Mr. Win Griffiths: I wish to make some comments about amendment No. 10, but also to say a few words about amendment No. 45 in my name and that of my hon. Friend the Member for Cardiff, North and the hon. Members for Brecon and Radnorshire and for Meirionnydd Nant Conwy.

At least half of the provisions in amendment No. 10 are covered by the existing Bill. Under clause 3, new section 72B(1) refers to

    the exercise or proposed exercise by the Assembly of any function, including the making or proposed making of any subordinate legislation.

The commissioner has the power to review its effect on children. That is what we generally call secondary legislation, so I think that aspect is covered.

Then there is primary legislation which is specific to Wales, whether it be a defined Act or Bill, like this particular Bill which is only about Wales, or a Bill, for example, on education which will have in it specific references to the powers of the Assembly to do things. I know that in the past Bills on devolved matters have referred to the power of the Secretary of State for Education and Employment or of the Secretary of State for Wales to do certain things. Therefore, primary legislation of that nature is also covered by existing provisions in the Bill. If we go a step further, as the Minister has already said in other debates, the commissioner will have the power to make comments and appropriate representations. I believe that it would be appropriate to do so through the Assembly which, within the structure of devolved Government, can make sure that those representations are filtered through into the process that covers legislation in this place.

Amendment No. 45 is a probing amendment to find out from my Minister exactly how the power of the commissioner might work, given that the commissioner has got wide powers with regard to the safeguard and promotion of the rights and welfare of children as mentioned in clause 2. I should like to probe the Minister on this issue of giving the commissioner the power to review the effect on children of the failure of the Assembly or any person mentioned in schedule 2A to exercise any function in relation to Wales.

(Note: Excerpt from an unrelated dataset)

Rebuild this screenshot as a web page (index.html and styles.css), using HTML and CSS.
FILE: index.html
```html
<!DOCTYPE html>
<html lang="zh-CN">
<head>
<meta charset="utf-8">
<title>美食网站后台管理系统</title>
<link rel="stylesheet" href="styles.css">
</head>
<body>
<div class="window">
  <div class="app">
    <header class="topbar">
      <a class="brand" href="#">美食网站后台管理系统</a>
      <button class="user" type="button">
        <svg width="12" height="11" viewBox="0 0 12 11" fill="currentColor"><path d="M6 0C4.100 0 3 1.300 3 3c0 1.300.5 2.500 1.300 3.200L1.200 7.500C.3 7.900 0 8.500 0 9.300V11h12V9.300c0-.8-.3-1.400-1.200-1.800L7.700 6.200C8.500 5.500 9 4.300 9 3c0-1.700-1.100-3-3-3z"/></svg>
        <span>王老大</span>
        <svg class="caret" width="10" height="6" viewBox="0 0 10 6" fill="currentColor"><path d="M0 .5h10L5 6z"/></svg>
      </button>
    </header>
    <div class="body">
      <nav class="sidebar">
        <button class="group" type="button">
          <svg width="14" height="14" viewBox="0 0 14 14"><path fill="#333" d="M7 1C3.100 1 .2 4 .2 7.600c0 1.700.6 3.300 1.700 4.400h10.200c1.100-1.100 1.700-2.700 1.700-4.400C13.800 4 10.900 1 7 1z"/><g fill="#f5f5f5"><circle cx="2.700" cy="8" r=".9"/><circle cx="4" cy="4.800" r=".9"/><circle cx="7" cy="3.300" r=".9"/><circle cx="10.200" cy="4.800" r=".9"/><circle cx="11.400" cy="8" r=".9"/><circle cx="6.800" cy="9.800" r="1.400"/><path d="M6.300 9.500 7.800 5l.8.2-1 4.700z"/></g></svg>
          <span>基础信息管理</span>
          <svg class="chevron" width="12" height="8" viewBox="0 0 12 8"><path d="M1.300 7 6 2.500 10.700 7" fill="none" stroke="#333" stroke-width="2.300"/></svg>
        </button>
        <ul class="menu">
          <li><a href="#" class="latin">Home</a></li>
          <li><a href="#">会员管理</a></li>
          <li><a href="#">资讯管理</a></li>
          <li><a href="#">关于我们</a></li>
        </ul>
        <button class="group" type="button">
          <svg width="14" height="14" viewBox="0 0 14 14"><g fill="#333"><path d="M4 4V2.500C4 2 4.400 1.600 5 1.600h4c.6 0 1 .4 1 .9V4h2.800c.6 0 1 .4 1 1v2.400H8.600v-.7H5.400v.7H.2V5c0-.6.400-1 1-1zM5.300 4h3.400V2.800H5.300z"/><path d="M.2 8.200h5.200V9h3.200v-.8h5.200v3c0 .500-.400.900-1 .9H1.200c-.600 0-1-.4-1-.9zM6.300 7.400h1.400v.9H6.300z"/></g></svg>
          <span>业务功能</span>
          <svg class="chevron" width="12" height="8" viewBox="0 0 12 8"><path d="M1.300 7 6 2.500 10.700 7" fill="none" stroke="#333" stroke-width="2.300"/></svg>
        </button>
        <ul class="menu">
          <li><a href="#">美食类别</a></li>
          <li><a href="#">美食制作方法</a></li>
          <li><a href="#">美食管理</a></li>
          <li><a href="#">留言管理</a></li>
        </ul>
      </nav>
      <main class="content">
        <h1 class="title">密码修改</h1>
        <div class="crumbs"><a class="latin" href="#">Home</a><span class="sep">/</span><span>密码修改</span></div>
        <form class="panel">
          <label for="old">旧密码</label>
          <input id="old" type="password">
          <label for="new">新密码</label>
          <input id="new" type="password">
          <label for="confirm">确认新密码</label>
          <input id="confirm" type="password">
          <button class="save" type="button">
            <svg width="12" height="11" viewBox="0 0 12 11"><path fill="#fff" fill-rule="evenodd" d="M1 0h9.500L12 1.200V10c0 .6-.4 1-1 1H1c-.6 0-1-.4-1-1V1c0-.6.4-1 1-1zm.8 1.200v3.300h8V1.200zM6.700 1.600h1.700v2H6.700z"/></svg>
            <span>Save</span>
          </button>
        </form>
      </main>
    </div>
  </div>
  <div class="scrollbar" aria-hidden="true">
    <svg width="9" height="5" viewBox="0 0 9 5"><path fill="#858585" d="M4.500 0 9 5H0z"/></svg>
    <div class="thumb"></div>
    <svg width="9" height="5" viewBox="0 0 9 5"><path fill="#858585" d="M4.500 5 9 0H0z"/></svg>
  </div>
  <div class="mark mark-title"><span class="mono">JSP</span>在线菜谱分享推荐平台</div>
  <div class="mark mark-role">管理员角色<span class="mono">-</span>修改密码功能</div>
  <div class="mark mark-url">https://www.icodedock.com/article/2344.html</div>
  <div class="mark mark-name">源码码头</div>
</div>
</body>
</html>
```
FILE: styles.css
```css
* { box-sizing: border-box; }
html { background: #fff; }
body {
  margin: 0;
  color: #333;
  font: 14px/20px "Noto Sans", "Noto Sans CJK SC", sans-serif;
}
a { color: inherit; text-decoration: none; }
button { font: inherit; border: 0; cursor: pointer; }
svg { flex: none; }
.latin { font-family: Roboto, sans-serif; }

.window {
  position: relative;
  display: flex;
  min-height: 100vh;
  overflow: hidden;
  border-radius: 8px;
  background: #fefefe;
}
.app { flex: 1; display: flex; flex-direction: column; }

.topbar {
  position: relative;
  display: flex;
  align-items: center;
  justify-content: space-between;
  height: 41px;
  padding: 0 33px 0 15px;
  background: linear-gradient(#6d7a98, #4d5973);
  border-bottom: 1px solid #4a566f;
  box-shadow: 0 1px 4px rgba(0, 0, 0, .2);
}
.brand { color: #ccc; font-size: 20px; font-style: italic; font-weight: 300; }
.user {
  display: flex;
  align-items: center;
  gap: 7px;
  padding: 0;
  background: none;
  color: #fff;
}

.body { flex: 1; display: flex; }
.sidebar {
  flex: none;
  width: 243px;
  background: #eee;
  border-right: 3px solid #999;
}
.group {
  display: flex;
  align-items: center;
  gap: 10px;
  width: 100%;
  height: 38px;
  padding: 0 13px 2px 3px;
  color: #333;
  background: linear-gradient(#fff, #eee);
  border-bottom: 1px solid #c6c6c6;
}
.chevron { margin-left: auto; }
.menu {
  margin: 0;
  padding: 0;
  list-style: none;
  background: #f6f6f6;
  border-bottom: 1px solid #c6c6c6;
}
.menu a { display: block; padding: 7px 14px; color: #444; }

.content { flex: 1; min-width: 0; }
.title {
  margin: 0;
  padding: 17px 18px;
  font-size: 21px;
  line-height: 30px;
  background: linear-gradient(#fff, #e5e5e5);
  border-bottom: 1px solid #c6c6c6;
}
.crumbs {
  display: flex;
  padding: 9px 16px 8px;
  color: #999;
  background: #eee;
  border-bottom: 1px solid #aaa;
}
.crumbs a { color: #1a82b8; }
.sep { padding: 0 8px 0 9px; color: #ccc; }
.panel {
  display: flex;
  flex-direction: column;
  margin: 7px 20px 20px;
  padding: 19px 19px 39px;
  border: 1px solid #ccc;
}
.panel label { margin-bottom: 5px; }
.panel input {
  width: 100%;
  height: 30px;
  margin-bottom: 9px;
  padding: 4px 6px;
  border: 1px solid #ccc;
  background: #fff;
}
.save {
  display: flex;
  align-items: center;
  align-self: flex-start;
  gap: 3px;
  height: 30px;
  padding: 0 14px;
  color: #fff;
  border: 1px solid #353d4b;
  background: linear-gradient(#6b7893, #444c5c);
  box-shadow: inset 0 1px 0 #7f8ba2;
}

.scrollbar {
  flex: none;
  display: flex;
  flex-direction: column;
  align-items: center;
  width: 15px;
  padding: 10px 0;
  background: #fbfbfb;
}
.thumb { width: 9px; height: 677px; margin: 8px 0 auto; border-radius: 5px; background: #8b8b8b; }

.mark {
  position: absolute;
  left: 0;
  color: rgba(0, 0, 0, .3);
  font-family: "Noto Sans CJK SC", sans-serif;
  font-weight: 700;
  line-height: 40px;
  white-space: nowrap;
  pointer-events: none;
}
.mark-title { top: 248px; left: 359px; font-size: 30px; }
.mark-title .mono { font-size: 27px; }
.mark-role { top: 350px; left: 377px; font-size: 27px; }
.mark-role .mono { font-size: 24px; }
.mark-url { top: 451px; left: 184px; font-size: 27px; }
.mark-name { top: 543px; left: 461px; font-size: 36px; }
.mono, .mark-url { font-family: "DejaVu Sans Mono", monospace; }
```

It is already clear that the right to review and monitor failures in respect of the complaints procedures is included in the Bill, but I wonder whether the failure to exercise the function would be covered by the way in which the Bill is presently constructed.


One of the powerful messages of the Waterhouse report is that there were numerous examples of social workers failing to carry out their functions in the appropriate way. There were also issues about whether the Welsh Office failed to carry out its functions in the appropriate way—we all know of the dire consequences for children if that happens. I hope to be reassured by the response to my question about the issues raised in amendment No. 45. I hope that the Minister will say that the commissioner already has the relevant powers in the way that the Bill is constructed. To ensure that there is no doubt about that, I tabled the amendment with the help and support of the Children in Wales Commissioner Campaign Group so that the issue can be aired. I look forward to the Minister's response.

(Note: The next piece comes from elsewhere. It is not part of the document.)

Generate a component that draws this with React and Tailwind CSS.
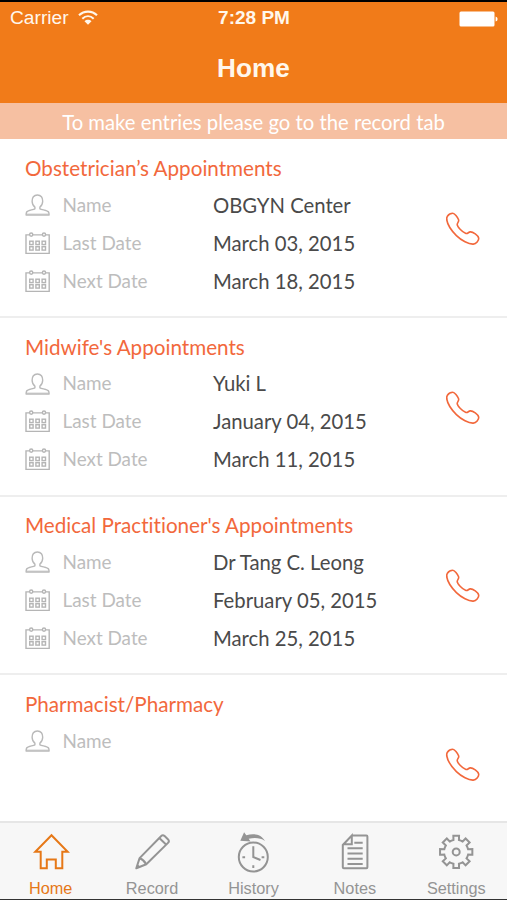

Mr. Livsey: This is an interesting debate. I want to look at amendment No. 10, tabled by the Opposition, and the impact of the commissioner in examining primary legislation as it affects Wales. There is a very fine line. There are education Bills in the House—primary legislation—that affect Wales. That is just one example of where specific aspects may impinge upon Wales in a way that it is difficult to unscramble, because the devolution settlement means that the Assembly has powers to deal with only secondary legislation. Given that situation, with which I have some sympathy, there is a strong case for the commissioner having the power to look at some of those specific aspects as they impinge upon Wales. There may be a case for some input from him, specific to Wales, where his views may carry considerable clout in refining the legislation.

Amendment No. 45, to which my name is attached, was spoken to by the hon. Member for Bridgend. It deals with a particularly important aspect, especially since the hon. Member for Bridgend referred to the Waterhouse inquiry and the comments that were made by Sir Ronald Waterhouse. Amendment No. 45 says:

The commissioner may also review the effect on children of the failure of the Assembly or any person mentioned . . . to exercise any function in relation to Wales.

As we know, no one is perfect and no organisation is perfect. There is a certain amount of inevitability about failure in all organisations. However, it is obviously our business in Committee to ensure that, where there is failure it can be investigated. We also need to ensure that there will be monitoring of the proper conduct of the legislation in relation to children in Wales. As has been said, the Waterhouse inquiry ``Lost in Care'' made it clear that the failure of social workers and the Welsh Office inspectorate was such that they had to act in dire consequences for the children. It illustrates that the failure to act can be as detrimental to children as the actions of public bodies. Without going too deeply into it, there has been an issue with the former Welsh Office about the background of some people working in the inspectorate. I will say no more than that. The Children's Commissioner should have some input into that highly sensitive area.

The right to review and monitor failures in respect of complaints procedures is expressly included in the Bill. Such a right should also be included in relation to the Assembly, and other public bodies, so that the possibility of failure can be starkly investigated with all the facts presented to the commissioner. His independent remit will allow him to comment on, and improve, the situation, to ensure that such failures are not repeated in future, and that children in Wales are not adversely affected in any way by breakdowns in administration.